⁸ Blaise Pascal, Pensées, trans. A. J. Krailsheimer (London: Penguin Classics, 1995), pp. 123–156.
⁹ Saint Augustine, Confessions, trans. Henry Chadwick (Oxford: Oxford University Press, 1991), pp. 141–173.
¹⁰ René Girard, Deceit, Desire, and the Novel: Self and Other in Literary Structure, trans. Yvonne Freccero (Baltimore: Johns Hopkins University Press, 1965), pp. 35–68.
¹¹ Jonathan Sperber, The European Revolutions, 1848–1851 (Cambridge: Cambridge University Press, 1994), pp. 1–22.
A reader might protest that 1848 arrives far beyond Stendhal’s subtitle, yet the book’s moral weather already carried that later storm’s pressure.

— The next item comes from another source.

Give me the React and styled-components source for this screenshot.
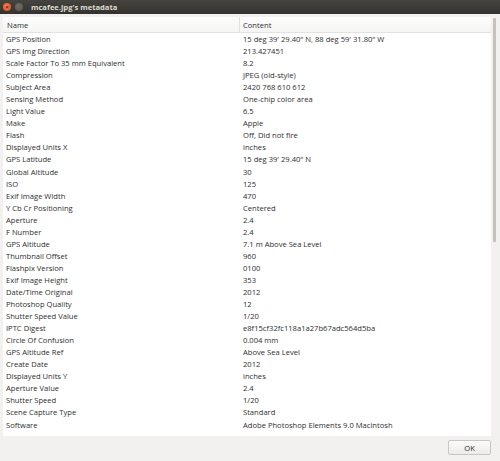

Julien’s resentment, his hunger for recognition, his hatred of inherited privilege, formed the same material that later exploded across Europe. Stendhal wrote under Restoration ceilings, while his characters breathed the air that would crack those ceilings. The watch’s tick, in this sense, served as early tremor before an earthquake.

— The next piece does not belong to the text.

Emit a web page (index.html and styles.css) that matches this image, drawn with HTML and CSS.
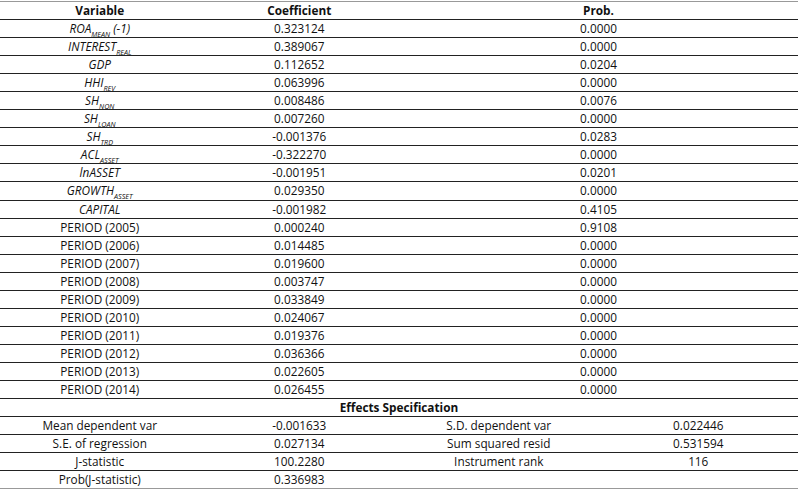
FILE: index.html
```html
<!DOCTYPE html>
<html>
<head>
<meta charset="utf-8">
<link rel="stylesheet" href="styles.css">
</head>
<body>
<div class="tbl">
  <div class="row head"><div class="c2">Variable</div><div class="c2">Coefficient</div><div class="c4">Prob.</div></div>
  <div class="row"><div class="c2 it">ROA<sub>MEAN</sub> (-1)</div><div class="c2">0.323124</div><div class="c4">0.0000</div></div>
  <div class="row"><div class="c2 it">INTEREST<sub>REAL</sub></div><div class="c2">0.389067</div><div class="c4">0.0000</div></div>
  <div class="row"><div class="c2 it">GDP</div><div class="c2">0.112652</div><div class="c4">0.0204</div></div>
  <div class="row"><div class="c2 it">HHI<sub>REV</sub></div><div class="c2">0.063996</div><div class="c4">0.0000</div></div>
  <div class="row"><div class="c2 it">SH<sub>NON</sub></div><div class="c2">0.008486</div><div class="c4">0.0076</div></div>
  <div class="row"><div class="c2 it">SH<sub>LOAN</sub></div><div class="c2">0.007260</div><div class="c4">0.0000</div></div>
  <div class="row"><div class="c2 it">SH<sub>TRD</sub></div><div class="c2">-0.001376</div><div class="c4">0.0283</div></div>
  <div class="row"><div class="c2 it">ACL<sub>ASSET</sub></div><div class="c2">-0.322270</div><div class="c4">0.0000</div></div>
  <div class="row"><div class="c2 it">lnASSET</div><div class="c2">-0.001951</div><div class="c4">0.0201</div></div>
  <div class="row"><div class="c2 it">GROWTH<sub>ASSET</sub></div><div class="c2">0.029350</div><div class="c4">0.0000</div></div>
  <div class="row"><div class="c2 it">CAPITAL</div><div class="c2">-0.001982</div><div class="c4">0.4105</div></div>
  <div class="row"><div class="c2">PERIOD (2005)</div><div class="c2">0.000240</div><div class="c4">0.9108</div></div>
  <div class="row"><div class="c2">PERIOD (2006)</div><div class="c2">0.014485</div><div class="c4">0.0000</div></div>
  <div class="row"><div class="c2">PERIOD (2007)</div><div class="c2">0.019600</div><div class="c4">0.0000</div></div>
  <div class="row"><div class="c2">PERIOD (2008)</div><div class="c2">0.003747</div><div class="c4">0.0000</div></div>
  <div class="row"><div class="c2">PERIOD (2009)</div><div class="c2">0.033849</div><div class="c4">0.0000</div></div>
  <div class="row"><div class="c2">PERIOD (2010)</div><div class="c2">0.024067</div><div class="c4">0.0000</div></div>
  <div class="row"><div class="c2">PERIOD (2011)</div><div class="c2">0.019376</div><div class="c4">0.0000</div></div>
  <div class="row"><div class="c2">PERIOD (2012)</div><div class="c2">0.036366</div><div class="c4">0.0000</div></div>
  <div class="row"><div class="c2">PERIOD (2013)</div><div class="c2">0.022605</div><div class="c4">0.0000</div></div>
  <div class="row"><div class="c2">PERIOD (2014)</div><div class="c2">0.026455</div><div class="c4">0.0000</div></div>
  <div class="row head"><div class="c8">Effects Specification</div></div>
  <div class="row"><div class="c2">Mean dependent var</div><div class="c2">-0.001633</div><div class="c2">S.D. dependent var</div><div class="c2">0.022446</div></div>
  <div class="row"><div class="c2">S.E. of regression</div><div class="c2">0.027134</div><div class="c2">Sum squared resid</div><div class="c2">0.531594</div></div>
  <div class="row"><div class="c2">J-statistic</div><div class="c2">100.2280</div><div class="c2">Instrument rank</div><div class="c2">116</div></div>
  <div class="row"><div class="c2">Prob(J-statistic)</div><div class="c2">0.336983</div><div class="c2"></div><div class="c2"></div></div>
</div>
</body>
</html>
```
FILE: styles.css
```css
html, body {
  margin: 0;
  padding: 0;
  background: #ffffff;
}
body {
  font-family: "Open Sans", "Noto Sans", sans-serif;
  font-size: 11.8px;
  color: #111111;
}
.tbl {
  width: 798px;
  margin-top: 1px;
  border-top: 1px solid #999;
  border-bottom: 1px solid #999;
}
.row {
  display: grid;
  grid-template-columns: repeat(8, 1fr);
  height: 17.06px;
  border-top: 1px solid #222;
  line-height: 17px;
  text-align: center;
  white-space: nowrap;
}
.row:first-child {
  border-top: none;
}
.c2 { grid-column: span 2; }
.c4 { grid-column: span 4; }
.c8 { grid-column: span 8; }
.head { font-weight: 700; }
.it { font-style: italic; }
sub {
  font-size: 7.2px;
  vertical-align: -3.5px;
  line-height: 0;
}
```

¹² François Furet, Revolutionary France 1770–1880, trans. Antonia Nevill (Oxford: Blackwell, 1992), pp. 247–281.
¹³ Michel Crouzet, Stendhal et le réel: Essai sur la formation de l’imaginaire (Paris: Corti, 1985), pp. 299–340.
¹⁴ Simone Weil, Gravity and Grace, trans. Emma Craufurd (London: Routledge, 1952), pp. 1–21.
Weil’s language about gravity offered me a way to name Julien’s chain without falling into easy moralism. Social life exerts a gravity that pulls bodies toward postures, toward lies, toward compliance, while grace enters as an opposite movement that cannot be manufactured. Julien tried to build grace by force, and the attempt became violence. Madame de Rênal received grace as forgiveness, and the reception broke her open. Stendhal wrote their collision with a cold flame that keeps warming the reader’s conscience long after the page ends.